Canada the Cool

We’re cool with gay marriage and adoption, legalized marijuana, spirituality and interracial relationships. We’re not so cool with pornography, and in some cases, abortion.

Popular Canadian attitudes have changed drastically since 1975, thanks in part to the boomer generation, according to a prominent researcher.

“More than anything, Canadians today identify personal freedom as our No. 1 goal — above family life, friendship, a comfortable life, or a rewarding career,” says Reginald Bibby, professor of sociology at the University of Lethbridge and author of the Project Canada Survey series that measured boomer attitudes over a period of three decades.

“And because we demand the freedom to make our own choices, the thinking goes, we’d best be willing to grant the same privilege to others — to live and let live,” says Bibby. “Which, it turns out, is what we’ve done.”

Over a very short period of time, according to Bibby, Canadians have taken “a multi-everything outlook.”

As reported in Maclean’s, Bibby’s findings illustrate a stark change in popular attitudes across the country since 195. For instance, back then more than a third of Canadians believed that a woman shouldn’t work outside the home if her husband was able to support her financially.

And about half believed that black people and white people should not marry. Similarly, seventy five percent of Canadians surveyed indicated they believed homosexuality unacceptable and in some cases, even “abhorrent.”

“The fact of the matter is the data back then really shows that bigotry was alive and well,” Bibby was quoted in Maclean’s. “We were pretty down on a lot of groups.”

But the more socially progressive baby boomers — born between 1946 and 1964 — clearly held markedly different views from their parents and grandparents. In fact, this generation would come to reshape Canadian society from a relatively homogenous group into one of the largest pluralistic societies in the world.

In areas such as acceptance of homosexuality, for example, there was a dramatic jump in approval. Gay marriage, while remaining a contentious issue, has the approval of nearly half of all Canadians. And while an additional 22 per cent say they disapprove on a personal level, they accept gay marriage as a matter of civil rights.

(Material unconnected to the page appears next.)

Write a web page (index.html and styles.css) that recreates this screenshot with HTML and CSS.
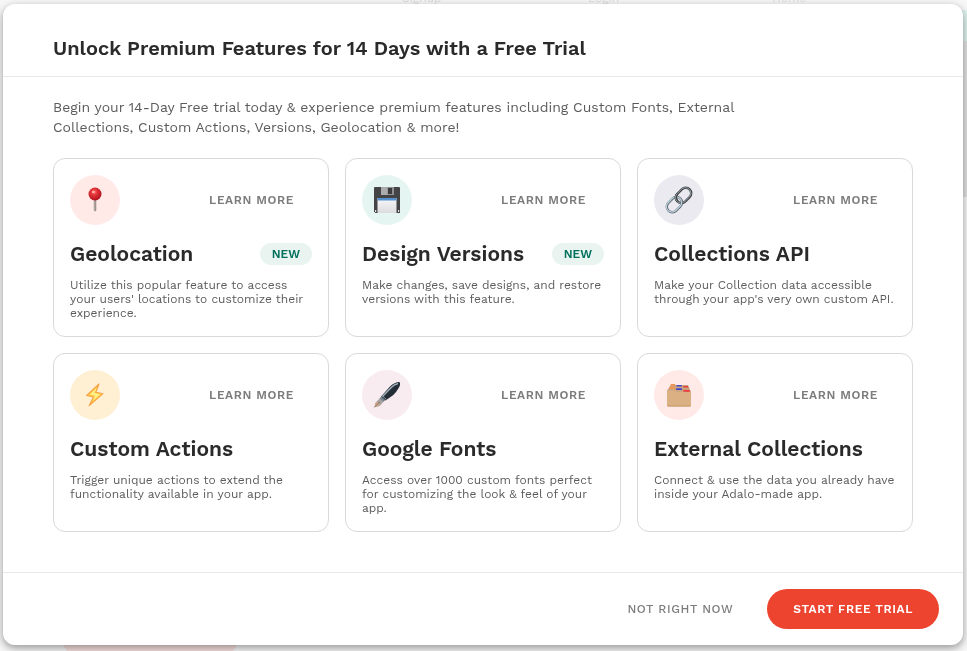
FILE: index.html
```html
<!DOCTYPE html>
<html lang="en">
<head>
<meta charset="utf-8">
<meta name="viewport" content="width=device-width, initial-scale=1">
<title>Free Trial</title>
<link rel="stylesheet" href="styles.css">
</head>
<body>
<div class="canvas" aria-hidden="true">
  <span class="screen-name screen-signup">Signup</span>
  <span class="screen-name screen-login">Login</span>
  <span class="screen-name screen-home">Home</span>
  <span class="canvas-mint"></span>
  <span class="canvas-side"></span>
  <span class="canvas-pill"></span>
</div>
<main class="modal" role="dialog" aria-labelledby="modal-title">
  <header class="modal-header">
    <h1 id="modal-title">Unlock Premium Features for 14 Days with a Free Trial</h1>
  </header>
  <div class="modal-body">
    <p class="intro">Begin your 14-Day Free trial today &amp; experience premium features including Custom Fonts, External Collections, Custom Actions, Versions, Geolocation &amp; more!</p>
    <div class="cards">
      <article class="card">
        <div class="card-top">
          <span class="icon icon-red">
            <svg viewBox="0 0 30 30" aria-hidden="true">
              <defs>
                <radialGradient id="ball" cx=".42" cy=".35" r=".65"><stop offset="0" stop-color="#ff8078"/><stop offset=".35" stop-color="#e4363b"/><stop offset="1" stop-color="#ae101c"/></radialGradient>
                <linearGradient id="needle"><stop offset="0" stop-color="#8a827e"/><stop offset=".45" stop-color="#c4bab3"/><stop offset="1" stop-color="#6d6562"/></linearGradient>
              </defs>
              <path d="M13.8 14h2.4v11.5l-.6.7h-1.2l-.6-.7z" fill="url(#needle)"/>
              <circle cx="15" cy="9" r="6.5" fill="url(#ball)"/>
              <ellipse cx="13.4" cy="7" rx="1.6" ry="1" fill="#ffb4ae"/>
            </svg>
          </span>
          <a class="learn" href="#">LEARN MORE</a>
        </div>
        <div class="card-title"><h2>Geolocation</h2><span class="badge">NEW</span></div>
        <p>Utilize this popular feature to access your users' locations to customize their experience.</p>
      </article>
      <article class="card">
        <div class="card-top">
          <span class="icon icon-mint">
            <svg viewBox="0 0 30 30" aria-hidden="true">
              <defs><linearGradient id="label" x2="0" y2="1"><stop offset="0" stop-color="#f8f8fa"/><stop offset="1" stop-color="#dcdcdf"/></linearGradient></defs>
              <path d="M2 2.5l.5-.5h25l.5.5V28H3.500L2 26.500z" fill="#444446"/>
              <path d="M9 2h13v8H9z" fill="#8e9092"/>
              <path d="M9 2h6.500v8H9z" fill="#a9abac"/>
              <path d="M16 3h4v6h-4z" fill="#3b3b3e"/>
              <path d="M5.500 13h19v15h-19z" fill="url(#label)"/>
              <path d="M5.500 13h19v2.500h-19z" fill="#5591ce"/>
              <path d="M3 25h1.200v2H3zM26 25h1.200v2H26z" fill="#ddd"/>
            </svg>
          </span>
          <a class="learn" href="#">LEARN MORE</a>
        </div>
        <div class="card-title"><h2>Design Versions</h2><span class="badge">NEW</span></div>
        <p>Make changes, save designs, and restore versions with this feature.</p>
      </article>
      <article class="card">
        <div class="card-top">
          <span class="icon icon-gray">
            <svg viewBox="0 0 30 30" aria-hidden="true" fill="none">
              <g transform="rotate(-45 15 15)">
                <rect x="13" y="9.500" width="17" height="11" rx="5.500" stroke="#44413f" stroke-width="2.400"/>
                <rect x="12.800" y="9.200" width="17" height="11" rx="5.500" stroke="#8fa9bd" stroke-width=".9"/>
                <rect x="0" y="9.500" width="17" height="11" rx="5.500" stroke="#5f666c" stroke-width="2.400"/>
                <rect x="-.2" y="9.200" width="17" height="11" rx="5.500" stroke="#bdd2e1" stroke-width="1.200"/>
                <path d="M18.500 9.500q-5.500 0-5.500 5.500" stroke="#44413f" stroke-width="2.400"/>
                <path d="M18.500 9.200q-5.700 0-5.700 5.500" stroke="#8fa9bd" stroke-width=".8"/>
              </g>
            </svg>
          </span>
          <a class="learn" href="#">LEARN MORE</a>
        </div>
        <div class="card-title"><h2>Collections API</h2></div>
        <p>Make your Collection data accessible through your app's very own custom API.</p>
      </article>
      <article class="card">
        <div class="card-top">
          <span class="icon icon-yellow">
            <svg viewBox="0 0 30 30" aria-hidden="true">
              <path d="M19 4L6.700 15.500l6.800 1.500-4.300 8.700L23 13.700l-7.200-1.500z" fill="#ffd04a" stroke="#f7a043" stroke-width="1.100" stroke-linejoin="round"/>
              <path d="M17 7.500L10 14.600l5.200 1-2.400 5.200 7.200-6.600-5.700-1.200z" fill="#fff08c"/>
            </svg>
          </span>
          <a class="learn" href="#">LEARN MORE</a>
        </div>
        <div class="card-title"><h2>Custom Actions</h2></div>
        <p>Trigger unique actions to extend the functionality available in your app.</p>
      </article>
      <article class="card">
        <div class="card-top">
          <span class="icon icon-pink">
            <svg viewBox="0 0 30 30" aria-hidden="true">
              <path d="M2.500 27.300l.8-4.300 4.700-5 3.700 3.500-4 4.500z" fill="#a8a19d"/>
              <path d="M2.500 27.300l.8-4 2.500-1.600 2 3.800z" fill="#d3ab8c"/>
              <path d="M2.500 27.300L7.500 22" stroke="#6b5a50" stroke-width=".7"/>
              <path d="M7.700 18.300L10 15.500l4 4-2.600 2.300z" fill="#71818e"/>
              <path d="M9.300 16.200L18 6.500Q22.500 2 27.500 2q1.500 2-.8 6Q24.500 12 21 15.200L13.600 20.400z" fill="#242d35"/>
              <path d="M11 16L19.500 7.200q3-3 6-3.500" stroke="#a5b4bf" stroke-width="1.400" stroke-linecap="round" fill="none"/>
              <path d="M10 15.600l4.500 4" stroke="#a1afb8" stroke-width=".8"/>
            </svg>
          </span>
          <a class="learn" href="#">LEARN MORE</a>
        </div>
        <div class="card-title"><h2>Google Fonts</h2></div>
        <p>Access over 1000 custom fonts perfect for customizing the look &amp; feel of your app.</p>
      </article>
      <article class="card">
        <div class="card-top">
          <span class="icon icon-red">
            <svg viewBox="0 0 30 30" aria-hidden="true">
              <path d="M4 9.500L6.500 5H24l3 7v2H3v-4z" fill="#c9a47e"/>
              <path d="M7 4h4l.4 1.600H6.200z" fill="#f6924c"/>
              <path d="M5.600 7.200h5.600v1.800H5z" fill="#f6924c"/>
              <path d="M12.600 5h5.200v1.400h-5.400zM12.200 8.500H18V10h-6z" fill="#4548cc"/>
              <path d="M19.300 6H24l.5 1.500h-5.200zM19.500 10H25.500l.4 1.400h-6.400z" fill="#ed3b3e"/>
              <path d="M3 10.500h8.500l1 1.300H20l1 .4h6v13.600l-.8.800H3.800l-.8-.8z" fill="#dbb184"/>
              <path d="M12.300 8.500H18V10h-5.700z" fill="#4548cc"/>
              <path d="M19.500 10h6l.4 1.400h-6.400z" fill="#ed3b3e"/>
              <path d="M3 25.400h24v.4l-.8.800H3.800l-.8-.8z" fill="#c4986b"/>
            </svg>
          </span>
          <a class="learn" href="#">LEARN MORE</a>
        </div>
        <div class="card-title"><h2>External Collections</h2></div>
        <p>Connect &amp; use the data you already have inside your Adalo-made app.</p>
      </article>
    </div>
  </div>
  <footer class="modal-footer">
    <button class="btn btn-text" type="button">NOT RIGHT NOW</button>
    <button class="btn btn-primary" type="button">START FREE TRIAL</button>
  </footer>
</main>
</body>
</html>
```
FILE: styles.css
```css
* { box-sizing: border-box; }

body {
  margin: 0;
  padding: 4px 4px 6px 3px;
  background: #f7f7f7;
  color: #2a2a2a;
  font-family: "Work Sans", Inter, sans-serif;
}

h1, h2, p { margin: 0; }

.canvas {
  position: fixed;
  inset: 0;
  overflow: hidden;
  color: #dcdcdc;
  font-size: 12px;
  line-height: 16px;
}

.screen-name { position: absolute; top: -10px; }
.screen-signup { left: 402px; }
.screen-login { left: 588px; }
.screen-home { left: 772px; }

.canvas-mint {
  position: absolute;
  top: 10px;
  right: 0;
  width: 8px;
  height: 31px;
  background: #dff3ee;
}

.canvas-side {
  position: absolute;
  top: 41px;
  right: 0;
  width: 8px;
  height: 156px;
  background: #e2e2e2;
}

.canvas-pill {
  position: absolute;
  left: 62px;
  bottom: -8px;
  width: 176px;
  height: 44px;
  border-radius: 22px;
  background: #f8e2e0;
}

.modal {
  position: relative;
  background: #fff;
  border-radius: 12px;
  box-shadow: 0 3px 8px rgba(0, 0, 0, 0.4);
}

.modal-header {
  padding: 32px 50px 16px;
  border-bottom: 1px solid #e8e8e8;
}

.modal-header h1 {
  font-size: 20px;
  font-weight: 600;
  line-height: 24px;
}

.modal-body { padding: 20px 50px 40px; }

.intro {
  max-width: 700px;
  margin-bottom: 21px;
  color: #5c5c5c;
  font-size: 14px;
  line-height: 20px;
}

.cards {
  display: grid;
  grid-template-columns: repeat(3, 1fr);
  gap: 16px;
}

.card {
  padding: 16px;
  border: 1px solid #d9d9d9;
  border-radius: 12px;
}

.card-top {
  display: flex;
  align-items: center;
  justify-content: space-between;
  padding-right: 18px;
}

.icon {
  display: grid;
  place-items: center;
  width: 50px;
  height: 50px;
  border-radius: 50%;
}

.icon svg { width: 30px; height: 30px; }
.icon-red { background: #ffeae8; }
.icon-mint { background: #e5f5f1; }
.icon-gray { background: #ebeaf0; }
.icon-yellow { background: #fff0d4; }
.icon-pink { background: #f8ecf0; }

.learn {
  color: #7c7c7c;
  font-size: 12px;
  font-weight: 600;
  letter-spacing: 0.05em;
  line-height: 16px;
  text-decoration: none;
}

.card-title {
  display: flex;
  align-items: center;
  justify-content: space-between;
  margin: 16px 0 11px;
}

.card-title h2 {
  font-size: 21px;
  font-weight: 600;
  line-height: 26px;
}

.badge {
  padding: 3px 12px;
  border-radius: 11px;
  background: #e9f4f1;
  color: #00705d;
  font-size: 12px;
  font-weight: 600;
  line-height: 16px;
}

.card p {
  color: #5c5c5c;
  font-size: 12px;
  line-height: 14px;
}

.modal-footer {
  display: flex;
  align-items: center;
  justify-content: flex-end;
  gap: 8px;
  padding: 16px 24px;
  border-top: 1px solid #e8e8e8;
}

.btn {
  height: 40px;
  padding: 0 26px;
  border: 0;
  border-radius: 20px;
  font-family: inherit;
  font-size: 12px;
  font-weight: 600;
  letter-spacing: 0.05em;
  cursor: pointer;
}

.btn-text { background: transparent; color: #7c7c7c; font-weight: 500; }
.btn-primary { background: #ed4430; color: #fff; }
```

In terms of gay adoption, 61 per cent of Canadians say that same-sex couples should be able to adopt, including the 21 per cent who personally disapprove of the idea.

And while just over half of Canadians approved of interracial marriage thirty years ago, this compares with 95 per cent today. According to Statistics Canada, 452,000 people were in mixed marriages and common-law unions in 2001, up 35 per cent from 1991.

Additionally, Canadians are more open to non-traditional family configurations, such as single-parent and combined family scenarios. Bibby says that many of these changes have come about as a result of Canada’s official policies of multiculturalism, as well as from personal experiences.

And the growing prominence of professional women in public life has also played a role. According to Bibby’s findings, women are quantifiably more compassionate than men – and with their increasing influence in areas of public policy, women have helped to shape views on such issues as same-sex marriage, child abuse, pornography, poverty, and racial and gender discrimination.

“Whether it was in 1975, or in any survey since,” says Bibby, “the proportion of women who saw these issues as very serious would invariably exceed that of males.”

These more tolerant attitudes appear to have been absorbed by the younger generation. “Teens in general simply are so much more accepting of diversity,” says Bibby. “They’re more compassionate in areas relating to things like capital punishment and euthanasia, and open to religion and spirituality. But they’re led by young women.”

Today, a full 83 per cent of women aged 18 to 34 accept gay marriage, the highest acceptance rate of any group surveyed.

Other findings:

• Abortion – while there has been little movement on the issue of abortion (today 43 per cent of Canadians agree women should have an option for abortion compared to 37 per cent in 1985), the support climbs depending on a woman’s reason for opting for an abortion. If a woman comes from a low income family, for example, 58 per cent of people approve of the abortion option. If a woman’s health is seriously endangered by the pregnancy, support jumps to 92 per cent.

• Pornography – more than 40 per cent of the population believe that pornography should be prohibited altogether.

• Marijuana – Canadians are more in favour of legalization now than ever. Sixty-three per cent say they accept recreational pot use in general, and the acceptance rate jumps to 93 per cent for the legal use of marijuana for medicinal purposes. (By contrast, only about a third of Americans say they would support legalization.)

• Religion – while only eight per cent of Canadians identify themselves as members of evangelical or conservative Protestant groups (compared to roughly a third of Americans), spirituality is considered important to most Canadians with 84 per cent identifying with a religion or religious group. And sixty-two percent of us believe in the existence of angels.

Results from Bibby’s research is to be published later this year in a book called The Boomer Factor: What Canada’s Most Famous Generation is Leaving Behind.